- EXERCISE PROMPT
Omit all pictures and give the records below again exactly as written.
--- Start RECORDS FOR THIS TASK ---
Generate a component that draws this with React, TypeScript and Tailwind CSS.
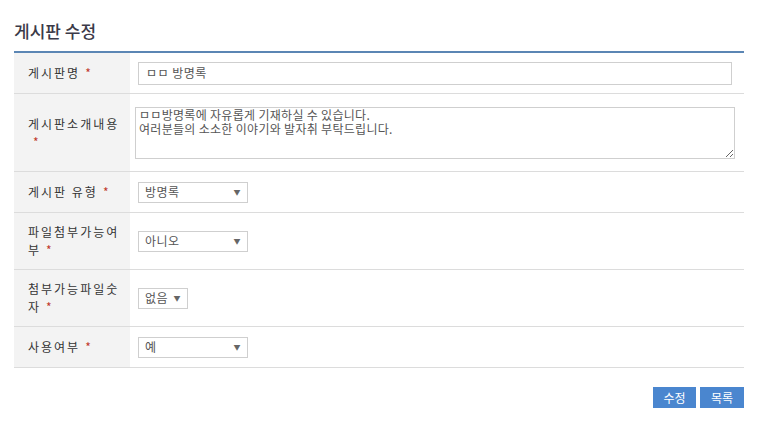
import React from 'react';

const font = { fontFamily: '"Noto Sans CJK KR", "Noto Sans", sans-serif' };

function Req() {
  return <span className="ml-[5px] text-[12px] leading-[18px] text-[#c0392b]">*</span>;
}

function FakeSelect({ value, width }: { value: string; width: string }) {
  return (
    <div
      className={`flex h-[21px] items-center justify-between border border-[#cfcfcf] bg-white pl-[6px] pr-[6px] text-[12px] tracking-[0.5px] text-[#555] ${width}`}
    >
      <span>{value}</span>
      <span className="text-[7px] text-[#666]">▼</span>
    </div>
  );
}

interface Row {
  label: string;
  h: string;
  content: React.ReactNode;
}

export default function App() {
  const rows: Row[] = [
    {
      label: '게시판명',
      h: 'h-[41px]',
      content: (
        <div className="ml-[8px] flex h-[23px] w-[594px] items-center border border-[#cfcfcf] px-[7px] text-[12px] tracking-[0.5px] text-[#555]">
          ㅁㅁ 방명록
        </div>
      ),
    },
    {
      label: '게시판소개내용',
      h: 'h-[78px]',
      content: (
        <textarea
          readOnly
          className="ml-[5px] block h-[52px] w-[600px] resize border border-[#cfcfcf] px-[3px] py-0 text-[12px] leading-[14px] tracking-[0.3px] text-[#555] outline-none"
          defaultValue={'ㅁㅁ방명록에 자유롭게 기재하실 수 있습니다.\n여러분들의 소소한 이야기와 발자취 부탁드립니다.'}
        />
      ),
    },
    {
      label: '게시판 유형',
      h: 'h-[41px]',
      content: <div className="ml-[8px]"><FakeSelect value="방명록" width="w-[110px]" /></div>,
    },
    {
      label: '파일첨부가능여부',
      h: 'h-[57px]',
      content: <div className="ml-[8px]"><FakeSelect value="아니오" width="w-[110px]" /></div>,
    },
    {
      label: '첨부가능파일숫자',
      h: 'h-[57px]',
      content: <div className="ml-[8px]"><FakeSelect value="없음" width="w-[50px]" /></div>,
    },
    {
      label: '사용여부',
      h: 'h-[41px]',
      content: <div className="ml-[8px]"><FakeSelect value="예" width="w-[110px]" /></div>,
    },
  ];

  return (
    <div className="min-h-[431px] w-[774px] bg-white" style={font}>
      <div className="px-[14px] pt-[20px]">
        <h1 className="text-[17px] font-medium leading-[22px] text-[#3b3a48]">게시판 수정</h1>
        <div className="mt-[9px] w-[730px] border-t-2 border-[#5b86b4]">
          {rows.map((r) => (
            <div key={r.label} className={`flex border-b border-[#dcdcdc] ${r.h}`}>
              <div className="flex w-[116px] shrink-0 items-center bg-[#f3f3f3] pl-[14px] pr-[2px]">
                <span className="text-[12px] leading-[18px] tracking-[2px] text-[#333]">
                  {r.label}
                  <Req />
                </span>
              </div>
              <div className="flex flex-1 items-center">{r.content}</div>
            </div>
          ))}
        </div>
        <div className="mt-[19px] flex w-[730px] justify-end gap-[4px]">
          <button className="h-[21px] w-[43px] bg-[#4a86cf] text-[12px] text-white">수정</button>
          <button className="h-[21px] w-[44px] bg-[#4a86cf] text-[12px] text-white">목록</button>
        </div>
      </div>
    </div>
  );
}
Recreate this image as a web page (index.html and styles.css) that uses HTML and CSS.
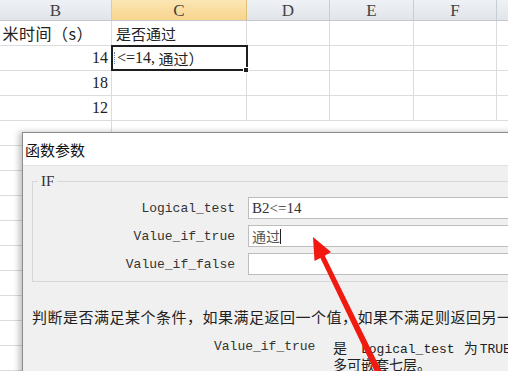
--- End RECORDS FOR THIS TASK ---
- COMPLETED EXERCISE
Generate a component that draws this with React, TypeScript and Tailwind CSS.
import React from 'react';

const font = { fontFamily: '"Noto Sans CJK KR", "Noto Sans", sans-serif' };

function Req() {
  return <span className="ml-[5px] text-[12px] leading-[18px] text-[#c0392b]">*</span>;
}

function FakeSelect({ value, width }: { value: string; width: string }) {
  return (
    <div
      className={`flex h-[21px] items-center justify-between border border-[#cfcfcf] bg-white pl-[6px] pr-[6px] text-[12px] tracking-[0.5px] text-[#555] ${width}`}
    >
      <span>{value}</span>
      <span className="text-[7px] text-[#666]">▼</span>
    </div>
  );
}

interface Row {
  label: string;
  h: string;
  content: React.ReactNode;
}

export default function App() {
  const rows: Row[] = [
    {
      label: '게시판명',
      h: 'h-[41px]',
      content: (
        <div className="ml-[8px] flex h-[23px] w-[594px] items-center border border-[#cfcfcf] px-[7px] text-[12px] tracking-[0.5px] text-[#555]">
          ㅁㅁ 방명록
        </div>
      ),
    },
    {
      label: '게시판소개내용',
      h: 'h-[78px]',
      content: (
        <textarea
          readOnly
          className="ml-[5px] block h-[52px] w-[600px] resize border border-[#cfcfcf] px-[3px] py-0 text-[12px] leading-[14px] tracking-[0.3px] text-[#555] outline-none"
          defaultValue={'ㅁㅁ방명록에 자유롭게 기재하실 수 있습니다.\n여러분들의 소소한 이야기와 발자취 부탁드립니다.'}
        />
      ),
    },
    {
      label: '게시판 유형',
      h: 'h-[41px]',
      content: <div className="ml-[8px]"><FakeSelect value="방명록" width="w-[110px]" /></div>,
    },
    {
      label: '파일첨부가능여부',
      h: 'h-[57px]',
      content: <div className="ml-[8px]"><FakeSelect value="아니오" width="w-[110px]" /></div>,
    },
    {
      label: '첨부가능파일숫자',
      h: 'h-[57px]',
      content: <div className="ml-[8px]"><FakeSelect value="없음" width="w-[50px]" /></div>,
    },
    {
      label: '사용여부',
      h: 'h-[41px]',
      content: <div className="ml-[8px]"><FakeSelect value="예" width="w-[110px]" /></div>,
    },
  ];

  return (
    <div className="min-h-[431px] w-[774px] bg-white" style={font}>
      <div className="px-[14px] pt-[20px]">
        <h1 className="text-[17px] font-medium leading-[22px] text-[#3b3a48]">게시판 수정</h1>
        <div className="mt-[9px] w-[730px] border-t-2 border-[#5b86b4]">
          {rows.map((r) => (
            <div key={r.label} className={`flex border-b border-[#dcdcdc] ${r.h}`}>
              <div className="flex w-[116px] shrink-0 items-center bg-[#f3f3f3] pl-[14px] pr-[2px]">
                <span className="text-[12px] leading-[18px] tracking-[2px] text-[#333]">
                  {r.label}
                  <Req />
                </span>
              </div>
              <div className="flex flex-1 items-center">{r.content}</div>
            </div>
          ))}
        </div>
        <div className="mt-[19px] flex w-[730px] justify-end gap-[4px]">
          <button className="h-[21px] w-[43px] bg-[#4a86cf] text-[12px] text-white">수정</button>
          <button className="h-[21px] w-[44px] bg-[#4a86cf] text-[12px] text-white">목록</button>
        </div>
      </div>
    </div>
  );
}
Recreate this image as a web page (index.html and styles.css) that uses HTML and CSS.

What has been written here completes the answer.